The first in a set of four stories is written by Christos Gage and drawn by Mike Mayhew and deals with Speedball coming back to Stamford to try and make up in some small way for the horrific events that he was responsible for in the Civil War storyline. He shows that he obviously wants to make a difference, but goes in under a different name as to not draw attention to what could be a very volatile situation. He is ultimately confronting his demons head on in order to make amends. The short story is well crafted  and beautifully drawn. It has a very photorealistic style to it and the end truly lets you see the seething anger and fear still present in Stamford.

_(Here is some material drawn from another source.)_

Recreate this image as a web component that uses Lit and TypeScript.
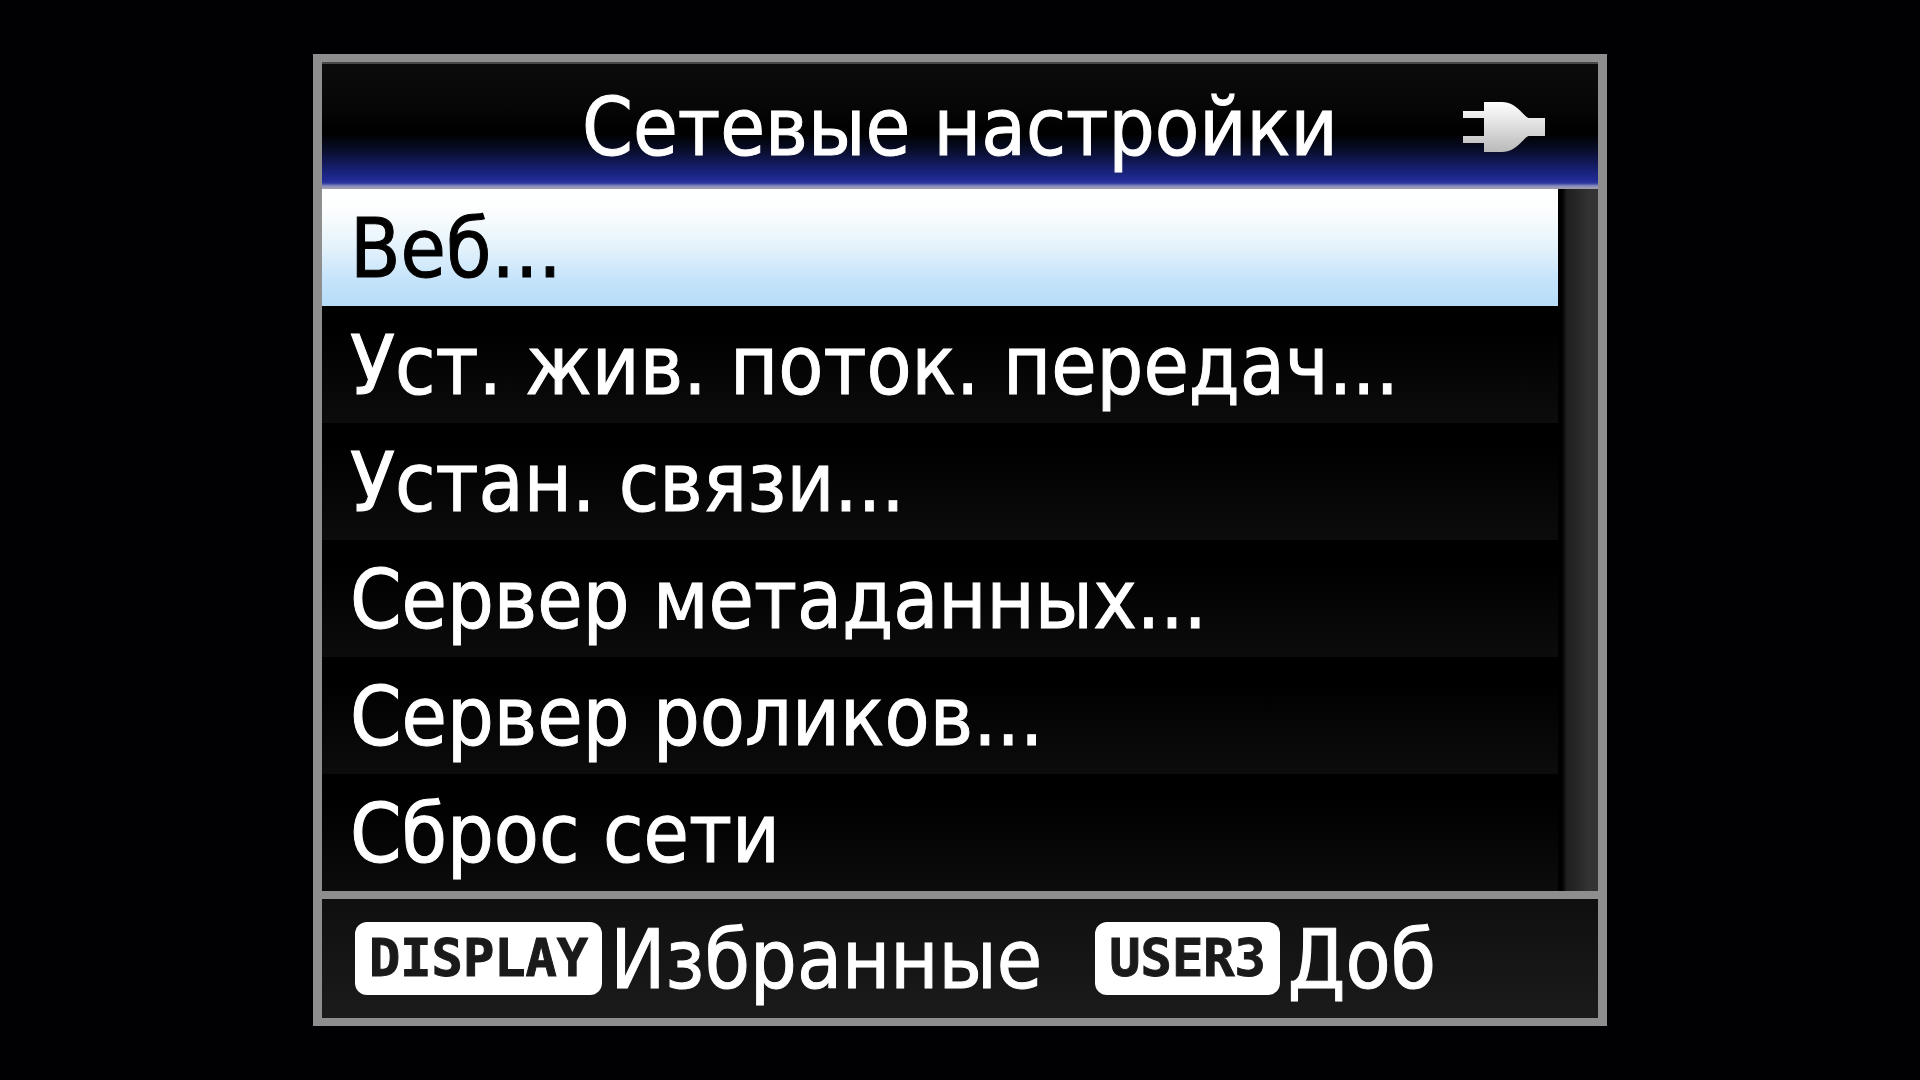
import { LitElement, html, css } from "lit";
import { customElement, state } from "lit/decorators.js";
import { classMap } from "lit/directives/class-map.js";

const ITEMS = [
  "Веб...",
  "Уст. жив. поток. передач...",
  "Устан. связи...",
  "Сервер метаданных...",
  "Сервер роликов...",
  "Сброс сети",
];

const ACTIONS = [
  { key: "DISPLAY", label: "Избранные" },
  { key: "USER3", label: "Доб" },
];

@customElement("power-plug")
export class PowerPlug extends LitElement {
  static styles = css`
    :host {
      display: block;
    }
    .plug {
      display: block;
      width: 82px;
      height: 52px;
    }
  `;

  render() {
    return html`
      <svg class="plug" viewBox="0 0 82 52" role="img" aria-label="Питание от сети">
        <defs>
          <linearGradient id="metal" x1="0" y1="0" x2="0" y2="52" gradientUnits="userSpaceOnUse">
            <stop offset="0" stop-color="#ffffff" />
            <stop offset="0.35" stop-color="#e8e8e8" />
            <stop offset="1" stop-color="#b8b8b8" />
          </linearGradient>
        </defs>
        <path
          fill="url(#metal)"
          d="M21 1 H39 C47 1 52 5 57 9.500 L62 14.500 C64 16.500 65 17 67 17 H82 V35 H67 C65 35 64 35.500 62 37.500 L57 42.500 C52 47 47 51 39 51 H21 V42 H0 V35 H21 V17 H0 V10 H21 Z"
        />
      </svg>
    `;
  }
}

@customElement("app-root")
export class AppRoot extends LitElement {
  static styles = css`
    :host {
      display: flex;
      box-sizing: border-box;
      min-height: 100vh;
      padding: 54px 313px;
      background: #010104;
      color: #fff;
      font-family: "DejaVu Sans Condensed", "DejaVu Sans", sans-serif;
      font-size: 82px;
      line-height: 96px;
      -webkit-text-stroke: 1px currentColor;
    }
    .panel {
      flex: 1;
      min-width: 0;
      display: flex;
      flex-direction: column;
      border: solid #8e8e8e;
      border-width: 8px 9px;
      background: #000;
    }
    .header {
      display: grid;
      grid-template-columns: 1fr auto 1fr;
      align-items: center;
      box-sizing: border-box;
      min-height: 127px;
      padding: 0 53px;
      border-top: 2px solid #484848;
      font-size: 81px;
      background: linear-gradient(
        #0c0c0c 0,
        #060606 45px,
        #000 70px,
        #0a0f30 88px,
        #141c66 102px,
        #1e2a92 115px,
        #2c369c 119px,
        #868cc0 122px,
        #9c9cb0 124px,
        #9a9aa8 125px
      );
    }
    .title {
      grid-column: 2;
      margin: 0;
      font: inherit;
      white-space: nowrap;
    }
    .power {
      justify-self: end;
    }
    .body {
      flex: 1;
      display: flex;
    }
    .list {
      flex: 1;
      min-width: 0;
      display: grid;
      grid-auto-rows: 1fr;
      margin: 0;
      padding: 0;
      list-style: none;
    }
    .entry {
      display: flex;
    }
    .item {
      flex: 1;
      margin: 0;
      padding: 2px 28px 0;
      border: 0;
      background: linear-gradient(#000 20%, #0c0c0c);
      color: inherit;
      font: inherit;
      text-align: left;
      white-space: nowrap;
      outline: none;
    }
    .selected {
      background: linear-gradient(#fff 0, #fcfefe 18%, #e4f2fb 50%, #c6e4fb 76%, #b6dcf8);
      color: #000;
    }
    .track {
      width: 40px;
      background: linear-gradient(to right, #000 4px, #202020 9px, #262626 18px, #333 30px, #343434);
    }
    .footer {
      display: flex;
      align-items: center;
      gap: 53px;
      box-sizing: border-box;
      min-height: 127px;
      padding: 0 33px;
      border-top: 8px solid #8e8e8e;
      background: linear-gradient(#0f0f0f, #1b1b1b);
    }
    .action {
      display: flex;
      align-items: center;
      gap: 8px;
      margin: 0;
      padding: 0;
      border: 0;
      background: none;
      color: inherit;
      font: inherit;
      white-space: nowrap;
    }
    .label {
      padding-top: 2px;
    }
    .key {
      padding: 0 14px;
      border-radius: 12px;
      background: #fff;
      color: #1a1a1a;
      font-family: "DejaVu Sans Mono", monospace;
      font-size: 52px;
      font-weight: 700;
      line-height: 73px;
    }
  `;

  @state() private selected = 0;

  render() {
    return html`
      <main class="panel">
        <header class="header">
          <h1 class="title">Сетевые настройки</h1>
          <power-plug class="power"></power-plug>
        </header>
        <div class="body">
          <ul class="list">
            ${ITEMS.map(
              (label, i) => html`
                <li class="entry">
                  <button
                    type="button"
                    class=${classMap({ item: true, selected: i === this.selected })}
                    @click=${() => (this.selected = i)}
                  >${label}</button>
                </li>
              `
            )}
          </ul>
          <div class="track"></div>
        </div>
        <footer class="footer">
          ${ACTIONS.map(
            (a) => html`
              <button type="button" class="action"><span class="key">${a.key}</span><span class="label">${a.label}</span></button>
            `
          )}
        </footer>
      </main>
    `;
  }
}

The next story is a short by Peter Miligan and drawn by Elia Bonetti and tells us more about my favorite team, Atlas! This short was a bit of a surprise, as I know Jeff Parker usually handles  Atlas which had me wondering the entire time if he gave any feedback for this short. The story centers around Jimmy Woo and Namora and seems almost uncharacteristic of these characters. Almost a little forced but I have to pick my battles because at least it is moving forward with an Atlas story right?! The art work is no Gabriel Hardman but suits Atlas. All in all, a nice little story and this only makes me want more Atlas in my Marvel!  Jeff Parker make it so!!

The third and literally one page worth was by Howard Chaykin and primarily feels like an after thought. I don’t blame Chaykin for this at all, as his art is as solid as usual, but it does feel slightly out of focus with what’s currently going on in Amazing Spider-Man, which makes me think it was more of a one-off last minute thing. Either way it is only a page long so no harm, no foul as it is just J.J.J. spitting his normal hate for super heroes rhetoric.

The last, and I must say the most attached to the first issue of Fear Itself is written by Jim McCann and drawn by Pepe Larraz. This short,  little look into how the fall of Asgard has affected Broxton, Oklahoma and it’s citizens feels more like the human side of the story. With Fear Itself issue one, we saw all the superheroes reacting to events, but with this we get to see how all those events have effected the average Joe. All in all, a nice companion piece to the main stories theme which is ..yup, you guessed it,  fear.

Final Verdict: It is easy to make a misstep with such a BIG Event but Marvel seems to be in good hands so far.  Which proves if you feel like digging deeper into all the Fear Itself event books you just might come up with gold.